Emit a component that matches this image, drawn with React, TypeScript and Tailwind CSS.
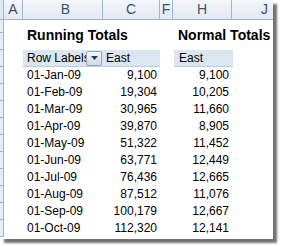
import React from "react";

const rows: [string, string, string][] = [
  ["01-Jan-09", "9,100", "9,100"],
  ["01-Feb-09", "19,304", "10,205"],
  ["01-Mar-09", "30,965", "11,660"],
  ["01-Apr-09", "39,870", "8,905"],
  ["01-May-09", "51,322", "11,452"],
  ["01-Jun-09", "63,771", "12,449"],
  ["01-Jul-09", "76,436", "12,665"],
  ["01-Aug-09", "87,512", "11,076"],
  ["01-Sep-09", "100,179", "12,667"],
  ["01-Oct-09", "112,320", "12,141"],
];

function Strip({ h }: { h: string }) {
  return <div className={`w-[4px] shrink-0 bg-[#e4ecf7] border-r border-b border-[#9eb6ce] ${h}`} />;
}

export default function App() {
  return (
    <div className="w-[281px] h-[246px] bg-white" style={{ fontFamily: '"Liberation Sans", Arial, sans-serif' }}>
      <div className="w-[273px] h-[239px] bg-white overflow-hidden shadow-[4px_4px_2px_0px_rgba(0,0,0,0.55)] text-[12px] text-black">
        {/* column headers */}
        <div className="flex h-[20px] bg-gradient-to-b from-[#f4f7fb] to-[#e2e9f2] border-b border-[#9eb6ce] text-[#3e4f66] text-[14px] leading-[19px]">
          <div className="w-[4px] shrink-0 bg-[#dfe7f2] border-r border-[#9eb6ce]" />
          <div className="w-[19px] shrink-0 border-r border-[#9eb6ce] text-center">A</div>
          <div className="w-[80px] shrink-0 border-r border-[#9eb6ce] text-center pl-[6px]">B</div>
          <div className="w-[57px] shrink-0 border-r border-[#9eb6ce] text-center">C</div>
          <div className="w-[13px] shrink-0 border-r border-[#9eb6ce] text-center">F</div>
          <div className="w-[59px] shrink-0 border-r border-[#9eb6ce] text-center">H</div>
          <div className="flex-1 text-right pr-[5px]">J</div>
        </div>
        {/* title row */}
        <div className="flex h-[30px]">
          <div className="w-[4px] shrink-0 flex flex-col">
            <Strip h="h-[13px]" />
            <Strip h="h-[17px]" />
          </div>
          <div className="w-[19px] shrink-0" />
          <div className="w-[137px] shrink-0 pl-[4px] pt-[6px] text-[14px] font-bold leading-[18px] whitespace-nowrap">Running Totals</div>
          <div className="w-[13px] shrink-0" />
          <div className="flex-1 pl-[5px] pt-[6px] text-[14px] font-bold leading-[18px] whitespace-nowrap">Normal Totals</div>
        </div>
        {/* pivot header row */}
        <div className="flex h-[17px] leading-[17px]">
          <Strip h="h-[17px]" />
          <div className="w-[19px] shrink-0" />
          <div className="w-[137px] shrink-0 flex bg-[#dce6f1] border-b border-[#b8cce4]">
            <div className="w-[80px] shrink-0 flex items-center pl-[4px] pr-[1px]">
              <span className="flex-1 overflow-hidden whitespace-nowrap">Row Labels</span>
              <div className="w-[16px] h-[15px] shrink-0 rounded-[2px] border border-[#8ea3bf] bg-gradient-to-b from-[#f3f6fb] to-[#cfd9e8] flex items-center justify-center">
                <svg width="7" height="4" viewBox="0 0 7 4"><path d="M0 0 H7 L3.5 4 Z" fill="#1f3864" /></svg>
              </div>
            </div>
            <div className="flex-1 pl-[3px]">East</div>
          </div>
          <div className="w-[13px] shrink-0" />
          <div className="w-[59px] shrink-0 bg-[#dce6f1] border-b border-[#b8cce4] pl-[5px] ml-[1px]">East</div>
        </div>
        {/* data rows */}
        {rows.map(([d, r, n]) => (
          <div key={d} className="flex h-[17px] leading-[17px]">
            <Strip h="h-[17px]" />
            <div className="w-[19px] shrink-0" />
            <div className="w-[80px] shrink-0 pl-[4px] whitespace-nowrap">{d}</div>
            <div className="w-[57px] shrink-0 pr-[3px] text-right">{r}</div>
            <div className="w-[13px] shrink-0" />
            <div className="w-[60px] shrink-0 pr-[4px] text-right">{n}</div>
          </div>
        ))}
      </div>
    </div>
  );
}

**REQUIRED WORK**
Repeat the listing verbatim. Skip the pictures.

**SOLUTION TO THE EXERCISE**
Emit a component that matches this image, drawn with React, TypeScript and Tailwind CSS.
import React from "react";

const rows: [string, string, string][] = [
  ["01-Jan-09", "9,100", "9,100"],
  ["01-Feb-09", "19,304", "10,205"],
  ["01-Mar-09", "30,965", "11,660"],
  ["01-Apr-09", "39,870", "8,905"],
  ["01-May-09", "51,322", "11,452"],
  ["01-Jun-09", "63,771", "12,449"],
  ["01-Jul-09", "76,436", "12,665"],
  ["01-Aug-09", "87,512", "11,076"],
  ["01-Sep-09", "100,179", "12,667"],
  ["01-Oct-09", "112,320", "12,141"],
];

function Strip({ h }: { h: string }) {
  return <div className={`w-[4px] shrink-0 bg-[#e4ecf7] border-r border-b border-[#9eb6ce] ${h}`} />;
}

export default function App() {
  return (
    <div className="w-[281px] h-[246px] bg-white" style={{ fontFamily: '"Liberation Sans", Arial, sans-serif' }}>
      <div className="w-[273px] h-[239px] bg-white overflow-hidden shadow-[4px_4px_2px_0px_rgba(0,0,0,0.55)] text-[12px] text-black">
        {/* column headers */}
        <div className="flex h-[20px] bg-gradient-to-b from-[#f4f7fb] to-[#e2e9f2] border-b border-[#9eb6ce] text-[#3e4f66] text-[14px] leading-[19px]">
          <div className="w-[4px] shrink-0 bg-[#dfe7f2] border-r border-[#9eb6ce]" />
          <div className="w-[19px] shrink-0 border-r border-[#9eb6ce] text-center">A</div>
          <div className="w-[80px] shrink-0 border-r border-[#9eb6ce] text-center pl-[6px]">B</div>
          <div className="w-[57px] shrink-0 border-r border-[#9eb6ce] text-center">C</div>
          <div className="w-[13px] shrink-0 border-r border-[#9eb6ce] text-center">F</div>
          <div className="w-[59px] shrink-0 border-r border-[#9eb6ce] text-center">H</div>
          <div className="flex-1 text-right pr-[5px]">J</div>
        </div>
        {/* title row */}
        <div className="flex h-[30px]">
          <div className="w-[4px] shrink-0 flex flex-col">
            <Strip h="h-[13px]" />
            <Strip h="h-[17px]" />
          </div>
          <div className="w-[19px] shrink-0" />
          <div className="w-[137px] shrink-0 pl-[4px] pt-[6px] text-[14px] font-bold leading-[18px] whitespace-nowrap">Running Totals</div>
          <div className="w-[13px] shrink-0" />
          <div className="flex-1 pl-[5px] pt-[6px] text-[14px] font-bold leading-[18px] whitespace-nowrap">Normal Totals</div>
        </div>
        {/* pivot header row */}
        <div className="flex h-[17px] leading-[17px]">
          <Strip h="h-[17px]" />
          <div className="w-[19px] shrink-0" />
          <div className="w-[137px] shrink-0 flex bg-[#dce6f1] border-b border-[#b8cce4]">
            <div className="w-[80px] shrink-0 flex items-center pl-[4px] pr-[1px]">
              <span className="flex-1 overflow-hidden whitespace-nowrap">Row Labels</span>
              <div className="w-[16px] h-[15px] shrink-0 rounded-[2px] border border-[#8ea3bf] bg-gradient-to-b from-[#f3f6fb] to-[#cfd9e8] flex items-center justify-center">
                <svg width="7" height="4" viewBox="0 0 7 4"><path d="M0 0 H7 L3.5 4 Z" fill="#1f3864" /></svg>
              </div>
            </div>
            <div className="flex-1 pl-[3px]">East</div>
          </div>
          <div className="w-[13px] shrink-0" />
          <div className="w-[59px] shrink-0 bg-[#dce6f1] border-b border-[#b8cce4] pl-[5px] ml-[1px]">East</div>
        </div>
        {/* data rows */}
        {rows.map(([d, r, n]) => (
          <div key={d} className="flex h-[17px] leading-[17px]">
            <Strip h="h-[17px]" />
            <div className="w-[19px] shrink-0" />
            <div className="w-[80px] shrink-0 pl-[4px] whitespace-nowrap">{d}</div>
            <div className="w-[57px] shrink-0 pr-[3px] text-right">{r}</div>
            <div className="w-[13px] shrink-0" />
            <div className="w-[60px] shrink-0 pr-[4px] text-right">{n}</div>
          </div>
        ))}
      </div>
    </div>
  );
}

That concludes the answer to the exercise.